WORK TO COMPLETE: What lines of the data include the string "with"? Copy them all.

RECORDED INFORMATION:
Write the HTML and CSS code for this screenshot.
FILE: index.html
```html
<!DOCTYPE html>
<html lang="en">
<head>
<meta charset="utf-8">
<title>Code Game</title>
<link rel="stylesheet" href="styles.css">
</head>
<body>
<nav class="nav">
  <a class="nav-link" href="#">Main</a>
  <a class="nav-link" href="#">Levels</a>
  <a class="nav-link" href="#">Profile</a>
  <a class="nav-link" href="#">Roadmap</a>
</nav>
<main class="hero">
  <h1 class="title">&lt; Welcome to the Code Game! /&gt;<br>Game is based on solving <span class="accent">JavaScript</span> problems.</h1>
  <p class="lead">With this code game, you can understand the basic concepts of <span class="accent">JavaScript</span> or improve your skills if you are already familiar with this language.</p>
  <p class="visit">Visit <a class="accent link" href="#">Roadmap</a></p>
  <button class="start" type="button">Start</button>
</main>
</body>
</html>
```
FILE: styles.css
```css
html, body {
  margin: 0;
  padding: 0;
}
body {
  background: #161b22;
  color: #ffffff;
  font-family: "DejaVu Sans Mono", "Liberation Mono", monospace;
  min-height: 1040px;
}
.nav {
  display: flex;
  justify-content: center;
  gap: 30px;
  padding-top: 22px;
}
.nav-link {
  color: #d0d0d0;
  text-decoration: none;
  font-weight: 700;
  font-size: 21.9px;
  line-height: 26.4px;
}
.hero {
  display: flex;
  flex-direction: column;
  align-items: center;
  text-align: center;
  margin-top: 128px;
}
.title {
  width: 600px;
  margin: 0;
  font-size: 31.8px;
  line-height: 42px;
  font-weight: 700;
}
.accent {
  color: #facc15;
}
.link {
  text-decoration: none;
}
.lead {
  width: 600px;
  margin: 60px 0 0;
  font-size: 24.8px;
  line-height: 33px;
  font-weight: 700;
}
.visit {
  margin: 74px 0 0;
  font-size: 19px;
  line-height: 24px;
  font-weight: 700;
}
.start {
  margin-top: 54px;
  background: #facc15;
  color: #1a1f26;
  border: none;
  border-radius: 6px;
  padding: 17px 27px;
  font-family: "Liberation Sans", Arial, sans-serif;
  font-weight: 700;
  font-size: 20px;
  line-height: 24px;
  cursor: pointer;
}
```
==
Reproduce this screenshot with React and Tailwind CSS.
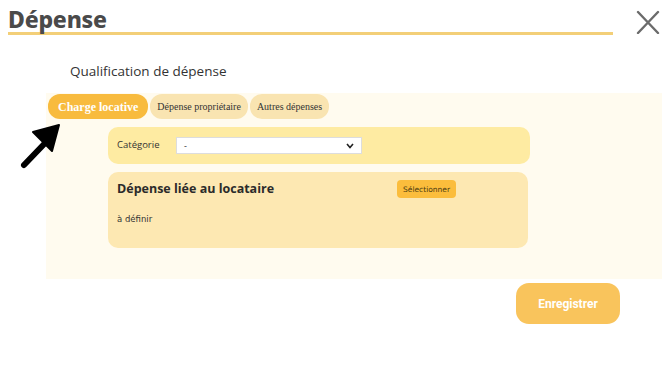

SOLUTION FOR THIS EXERCISE:
  <p class="lead">With this code game, you can understand the basic concepts of <span class="accent">JavaScript</span> or improve your skills if you are already familiar with this language.</p>
Reproduce this screenshot with React and Tailwind CSS.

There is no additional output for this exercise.